Wednesday, December 15, 2010

Vietnamese soldiers confront a Sam Rainsy Party delegation

Vietnamese soldiers confront a delegation led by members of the opposition Sam Rainsy Party trying to visit a controversial border marker yesterday. (Photo by: Heng Chivoan)


Tuesday, 15 December 2010
Meas Sokchea
The Phnom Penh Post

A group of 18 opposition Sam Rainsy Party officials said yesterday that Vietnamese border police crossed onto Cambodian land and forcefully prevented them from visiting a border demarcation post.

The SRP officials said a brief scuffle broke out when 12 Vietnamese police officials intercepted the delegation in Kampong Cham province’s Memot district, about 100 metres from demarcation post 103.

SRP lawmaker Son Chhay, who led the delegation of opposition officials, said the interception likely indicated that the demarcation post had been planted inside the Cambodian border.

“We are worried about how that demarcation post was planted ... we regret that we cannot reach there,” he said.


“If Vietnam does not allow us to visit, it is more and more suspect.”

He said that officials had already visited border demarcation posts 108 and 109, which he claimed had been planted on Cambodian land, resulting in 14 villages being ceded to Vietnam.

According to his map and claims from local residents, villages that were formally part of Da, Muol and Ruong communes, were now on the Vietnam side of the border posts, he said.

But Var Kimhong, Cambodia’s senior minister in charge of border affairs, denied that Vietnamese officials had prevented the visit to post 103.

“Based on my team working at that location … what SRP said is not true; it is an exaggeration,” he said, adding that he believed the delegation had visited post 103 and that Vietnamese officials had declined permission for the delegation to visit a site on their side of the border.

“They said that they would not bring them, it is Vietnamese land and if [they go] Vietnam would arrest [them],” Var Kimhong said.

He said SRP claims that Vietnamese police had pushed them were also untrue.

“No one pushed [them],” he said.

He also disputed Son Chhay’s claims that land had been ceded to Vietnam.

“What map?
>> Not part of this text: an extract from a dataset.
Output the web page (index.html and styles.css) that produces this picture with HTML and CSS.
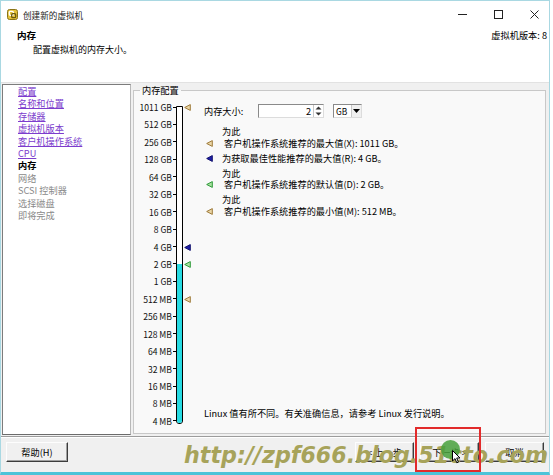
FILE: index.html
```html
<!DOCTYPE html>
<html lang="zh-CN">
<head>
<meta charset="utf-8">
<title>创建新的虚拟机</title>
<link rel="stylesheet" href="styles.css">
</head>
<body>
<div class="window">
  <div class="titlebar">
    <svg class="app-icon" width="11" height="11" viewBox="0 0 11 11">
      <rect x="0.5" y="0.5" width="10" height="10" rx="2" fill="#e3c23a" stroke="#8a7418"/>
      <rect x="2.3" y="2.3" width="4" height="4" rx="1" fill="none" stroke="#fff" stroke-width="1.3"/>
      <rect x="4.7" y="4.7" width="4" height="4" rx="1" fill="none" stroke="#6b5a10" stroke-width="1.3"/>
    </svg>
    <span class="title">创建新的虚拟机</span>
    <div class="win-controls">
      <svg class="ctl" width="9" height="9" viewBox="0 0 9 9"><path d="M0 4.5H9" stroke="#222"/></svg>
      <svg class="ctl" width="9" height="9" viewBox="0 0 9 9"><rect x="0.5" y="0.5" width="8" height="8" fill="none" stroke="#222"/></svg>
      <svg class="ctl" width="9" height="9" viewBox="0 0 9 9"><path d="M0.5 0.5L8.5 8.5M8.5 0.5L0.5 8.5" stroke="#222"/></svg>
    </div>
  </div>

  <div class="header">
    <div class="header-text">
      <div class="h-title">内存</div>
      <div class="h-desc">配置虚拟机的内存大小。</div>
    </div>
    <div class="version">虚拟机版本: 8</div>
  </div>

  <div class="main">
    <nav class="steps">
      <a class="step link">配置</a>
      <a class="step link">名称和位置</a>
      <a class="step link">存储器</a>
      <a class="step link">虚拟机版本</a>
      <a class="step link">客户机操作系统</a>
      <a class="step link">CPU</a>
      <span class="step current">内存</span>
      <span class="step pending">网络</span>
      <span class="step pending">SCSI 控制器</span>
      <span class="step pending">选择磁盘</span>
      <span class="step pending">即将完成</span>
    </nav>

    <fieldset class="mem">
      <legend>内存配置</legend>
      <div class="mem-body">
        <div class="scale">
          <div class="labels">
            <div class="tick-row"><span>1011 GB</span><i class="tick"></i></div>
            <div class="tick-row"><span>512 GB</span><i class="tick"></i></div>
            <div class="tick-row"><span>256 GB</span><i class="tick"></i></div>
            <div class="tick-row"><span>128 GB</span><i class="tick"></i></div>
            <div class="tick-row"><span>64 GB</span><i class="tick"></i></div>
            <div class="tick-row"><span>32 GB</span><i class="tick"></i></div>
            <div class="tick-row"><span>16 GB</span><i class="tick"></i></div>
            <div class="tick-row"><span>8 GB</span><i class="tick"></i></div>
            <div class="tick-row"><span>4 GB</span><i class="tick"></i></div>
            <div class="tick-row"><span>2 GB</span><i class="tick"></i></div>
            <div class="tick-row"><span>1 GB</span><i class="tick"></i></div>
            <div class="tick-row"><span>512 MB</span><i class="tick"></i></div>
            <div class="tick-row"><span>256 MB</span><i class="tick"></i></div>
            <div class="tick-row"><span>128 MB</span><i class="tick"></i></div>
            <div class="tick-row"><span>64 MB</span><i class="tick"></i></div>
            <div class="tick-row"><span>32 MB</span><i class="tick"></i></div>
            <div class="tick-row"><span>16 MB</span><i class="tick"></i></div>
            <div class="tick-row"><span>8 MB</span><i class="tick"></i></div>
            <div class="tick-row"><span>4 MB</span><i class="tick"></i></div>
          </div>
          <div class="bar">
            <div class="fill" style="height:159px"></div>
            <svg class="marker" style="top:-2.5px" width="7" height="7" viewBox="0 0 7 7"><polygon points="0.7,3.5 6.3,0.6 6.3,6.4" class="m-tan"/></svg>
            <svg class="marker" style="top:137px" width="7" height="7" viewBox="0 0 7 7"><polygon points="0.7,3.5 6.3,0.6 6.3,6.4" class="m-blue"/></svg>
            <svg class="marker" style="top:154.5px" width="7" height="7" viewBox="0 0 7 7"><polygon points="0.7,3.5 6.3,0.6 6.3,6.4" class="m-green"/></svg>
            <svg class="marker" style="top:189.5px" width="7" height="7" viewBox="0 0 7 7"><polygon points="0.7,3.5 6.3,0.6 6.3,6.4" class="m-tan"/></svg>
          </div>
        </div>

        <div class="config">
          <div class="size-row">
            <span class="size-label">内存大小:</span>
            <div class="spin">
              <span class="spin-value">2</span>
              <span class="spin-btns">
                <svg width="7" height="4" viewBox="0 0 7 4"><polygon points="3.5,0.5 6.5,3.5 0.5,3.5" fill="#333"/></svg>
                <svg width="7" height="4" viewBox="0 0 7 4"><polygon points="0.5,0.5 6.5,0.5 3.5,3.5" fill="#333"/></svg>
              </span>
            </div>
            <div class="unit">
              <span class="unit-value">GB</span>
              <span class="unit-btn"><svg width="7" height="4" viewBox="0 0 7 4"><polygon points="0,0 7,0 3.5,4" fill="#000"/></svg></span>
            </div>
          </div>

          <div class="legend-list">
            <div class="rec">
              <svg class="rec-marker" width="7" height="7" viewBox="0 0 7 7"><polygon points="0.7,3.5 6.3,0.6 6.3,6.4" class="m-tan"/></svg>
              <span class="line">为此</span>
              <span class="line indent">客户机操作系统推荐的最大值(X): 1011 GB。</span>
            </div>
            <div class="rec single">
              <svg class="rec-marker" width="7" height="7" viewBox="0 0 7 7"><polygon points="0.7,3.5 6.3,0.6 6.3,6.4" class="m-blue"/></svg>
              <span class="line">为获取最佳性能推荐的最大值(R): 4 GB。</span>
            </div>
            <div class="rec">
              <svg class="rec-marker" width="7" height="7" viewBox="0 0 7 7"><polygon points="0.7,3.5 6.3,0.6 6.3,6.4" class="m-green"/></svg>
              <span class="line">为此</span>
              <span class="line indent">客户机操作系统推荐的默认值(D): 2 GB。</span>
            </div>
            <div class="rec">
              <svg class="rec-marker" width="7" height="7" viewBox="0 0 7 7"><polygon points="0.7,3.5 6.3,0.6 6.3,6.4" class="m-tan"/></svg>
              <span class="line">为此</span>
              <span class="line indent">客户机操作系统推荐的最小值(M): 512 MB。</span>
            </div>
          </div>

          <div class="note">Linux 值有所不同。有关准确信息，请参考 Linux 发行说明。</div>
        </div>
      </div>
    </fieldset>
  </div>

  <div class="footer">
    <button class="btn">帮助(H)</button>
    <div class="btn-group">
      <button class="btn">&lt; 上一步</button>
      <button class="btn">下一步 &gt;</button>
      <button class="btn">取消</button>
    </div>
  </div>

  <div class="watermark">http://zpf666.blog.51cto.com</div>
  <div class="highlight"></div>
  <div class="click-dot"></div>
  <svg class="cursor" width="9" height="14" viewBox="0 0 9 14"><path d="M0.5 0.5V11L3 8.6L4.8 12.8L6.4 12.1L4.7 8H8Z" fill="#fff" stroke="#000"/></svg>
</div>
</body>
</html>
```

FILE: styles.css
```css
html, body {
  margin: 0;
  padding: 0;
  background: #fff;
}

body {
  font-family: "Noto Sans CJK SC", "Liberation Sans", sans-serif;
  font-size: 9.2px;
  color: #000;
  width: 553px;
  height: 475px;
  overflow: hidden;
}

.window {
  position: relative;
  width: 550px;
  height: 475px;
  box-sizing: border-box;
  border: 1px solid #a9d8e2;
  border-bottom: 3px solid #4cc3d8;
  display: flex;
  flex-direction: column;
  background: #fff;
}

/* title bar */
.titlebar {
  height: 27px;
  display: flex;
  align-items: center;
  padding-left: 6px;
  flex: none;
}

.app-icon {
  display: block;
  margin-right: 5px;
}

.title {
  font-size: 8.6px;
  color: #222;
}

.win-controls {
  margin-left: auto;
  display: flex;
  align-items: center;
  gap: 27px;
  padding-right: 10px;
}

.ctl {
  display: block;
}

/* header */
.header {
  height: 54px;
  flex: none;
  display: flex;
  justify-content: space-between;
  align-items: flex-start;
  padding: 1px 2px 0 16px;
  box-sizing: border-box;
  line-height: 12px;
}

.h-title {
  font-weight: bold;
  font-size: 9.6px;
}

.h-desc {
  margin-top: 3px;
  padding-left: 16px;
  font-size: 9px;
}

.version {
  font-size: 9.2px;
}

/* main */
.main {
  height: 354px;
  flex: none;
  display: flex;
  background: #f0f0f0;
  padding: 1px 3px 1px 1px;
  box-sizing: border-box;
  border-top: 1px solid #e2e2e2;
}

.steps {
  width: 129px;
  box-sizing: border-box;
  background: #fff;
  border: 1px solid #7c7c7c;
  border-right-color: #b8b8b8;
  border-bottom-color: #6c6c6c;
  padding: 0 0 0 15px;
  display: flex;
  flex-direction: column;
  align-items: flex-start;
  line-height: 12.4px;
}

.step {
  white-space: nowrap;
}

.link {
  color: #7c3ccd;
  text-decoration: underline;
}

.current {
  font-weight: bold;
  color: #000;
}

.pending {
  color: #8a8a8a;
}

.mem {
  flex: 1;
  min-width: 0;
  margin: 0 0 1px 2px;
  padding: 0;
  border: 1px solid #c8c8c8;
  background: #f9f9f9;
}

.mem legend {
  margin-left: 6px;
  padding: 0 2px;
  line-height: 12px;
  font-size: 9.2px;
}

.mem-body {
  display: flex;
  height: 336px;
}

/* scale */
.scale {
  width: 70px;
  flex: none;
  display: flex;
  align-items: flex-start;
  padding-top: 2.3px;
  box-sizing: border-box;
}

.labels {
  width: 42px;
  display: flex;
  flex-direction: column;
}

.tick-row {
  height: 17.44px;
  display: flex;
  align-items: center;
  justify-content: flex-end;
  white-space: nowrap;
  font-size: 8.6px;
  color: #111;
}

.tick {
  display: block;
  width: 3px;
  height: 1px;
  background: #000;
  margin-left: 1px;
}

.bar {
  position: relative;
  width: 7px;
  height: 318px;
  margin-top: 7.7px;
  box-sizing: border-box;
  border: 1px solid #000;
  border-radius: 0 0 3px 3px;
  background: #fff;
  display: flex;
  flex-direction: column;
  justify-content: flex-end;
}

.fill {
  background: #27dbe3;
  border-radius: 0 0 2px 2px;
}

.marker {
  position: absolute;
  left: 7px;
  display: block;
}

.m-tan {
  fill: #ead7a8;
  stroke: #9e7a3a;
  stroke-width: 1;
}

.m-blue {
  fill: #1f1fa6;
  stroke: #14146e;
  stroke-width: 1;
}

.m-green {
  fill: #a9e0a0;
  stroke: #2e9a3a;
  stroke-width: 1;
}

/* config column */
.config {
  flex: 1;
  display: flex;
  flex-direction: column;
  padding: 8px 0 13px 0;
  box-sizing: border-box;
}

.size-row {
  display: flex;
  align-items: center;
  height: 13px;
}

.size-label {
  width: 54px;
}

.spin {
  width: 66px;
  height: 14px;
  box-sizing: border-box;
  border: 1px solid #8a8a8a;
  border-color: #8a8a8a #dcdcdc #dcdcdc #8a8a8a;
  background: #fff;
  display: flex;
  align-items: center;
}

.spin-value {
  flex: 1;
  text-align: right;
  padding-right: 2px;
  line-height: 12px;
}

.spin-btns {
  width: 10px;
  height: 12px;
  display: flex;
  flex-direction: column;
  justify-content: space-around;
  align-items: center;
  border-left: 1px solid #c8c8c8;
  box-sizing: border-box;
}

.spin-btns svg {
  display: block;
}

.unit {
  margin-left: 9px;
  width: 29px;
  height: 14px;
  box-sizing: border-box;
  border: 1px solid #8a8a8a;
  border-color: #8a8a8a #dcdcdc #dcdcdc #8a8a8a;
  background: #fff;
  display: flex;
  align-items: center;
}

.unit-value {
  flex: 1;
  padding-left: 2px;
  font-size: 8.4px;
  line-height: 12px;
}

.unit-btn {
  width: 10px;
  height: 12px;
  display: flex;
  align-items: center;
  justify-content: center;
  background: #f0f0f0;
  border-left: 1px solid #c8c8c8;
  box-sizing: border-box;
}

.unit-btn svg {
  display: block;
}

.legend-list {
  margin-top: 9.3px;
  display: flex;
  flex-direction: column;
  gap: 3.5px;
}

.rec {
  display: grid;
  grid-template-columns: 18px auto;
  line-height: 11.5px;
  white-space: nowrap;
}

.rec .line {
  grid-column: 2;
}

.rec .indent {
  padding-left: 2px;
}

.rec-marker {
  grid-column: 1;
  grid-row: 2;
  align-self: center;
  margin: 0 0 1px 2px;
  display: block;
}

.rec.single .rec-marker {
  grid-row: 1;
  margin-bottom: 0;
}

.note {
  margin-top: auto;
  line-height: 12px;
  white-space: nowrap;
}

/* footer */
.footer {
  flex: 1;
  display: flex;
  align-items: flex-start;
  justify-content: space-between;
  padding: 5px 5px 0 5px;
  background: #f0f0f0;
  border-top: 1px solid #9c9c9c;
  box-shadow: inset 0 1px 0 #fff;
  box-sizing: border-box;
}

.btn-group {
  display: flex;
  gap: 6px;
}

.btn {
  width: 59px;
  height: 20px;
  margin: 0;
  padding: 0;
  box-sizing: border-box;
  font-family: inherit;
  font-size: 9.2px;
  color: #000;
  background: #f0f0f0;
  border: 1px solid;
  border-color: #fdfdfd #3c3c3c #3c3c3c #fdfdfd;
  box-shadow: inset -1px -1px 0 #a0a0a0;
}

.footer > .btn {
  width: 62px;
}

/* overlays */
.watermark {
  position: absolute;
  left: 183px;
  top: 443px;
  font-family: "DejaVu Sans", sans-serif;
  font-weight: bold;
  font-style: italic;
  font-size: 22.2px;
  line-height: 22px;
  color: #a7a35a;
  white-space: nowrap;
  pointer-events: none;
}

.highlight {
  position: absolute;
  left: 414px;
  top: 426px;
  width: 66px;
  height: 45px;
  box-sizing: border-box;
  border: 2px solid #e22b2b;
}

.click-dot {
  position: absolute;
  left: 440px;
  top: 439px;
  width: 19px;
  height: 19px;
  border-radius: 50%;
  background: rgba(70, 160, 60, 0.85);
}

.cursor {
  position: absolute;
  left: 451px;
  top: 449px;
  display: block;
}
```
Is it an SRP map?” he said. “I don’t know why he has alleged nonsense like this.”

But residents along the border claimed yesterday that they had lost land.

Yem Muon said she had lost more than 9 hectares of land in Memot district’s Da commune as a result of border demarcations being moved.

“I lost all this land. What can I have to feed my children?” she said. “I farmed [this land] since my grandparents and my parents did.”

Ou Virak, president of the Cambodian Centre for Human Rights, said it was important that the government ensure open communication and access to the border posts.

“I think so far the demarcation process has been very secretive and silent,” he said.

“I think the government’s actions are creating more and more conspiracy theories and fuelling speculation about the feeling that something is not right about the whole process.”

Officials from the Vietnamese-Cambodian Border Affairs Committee met on December 1 to evaluate bids by five international companies vying for a two-year contract to create topographical maps of the two countries’ sensitive shared border.

Var Kimhong said following the meeting that new maps were necessary to replace existing maps that are nearly six decades old.

Proposals were accepted from BLOM Geomatics AS (Denmark), IGN France International, Kokusai Kogyo Corporation (Japan), Samboo Engineering Company (South Korea) and Pasco-FINNMAP (Japan/Finland). The cost for preparing the maps has been estimated at between US$1.5 and $4.5 million dollars.

The committee was expected to announce its selection of the company last week, but a final decision is still pending.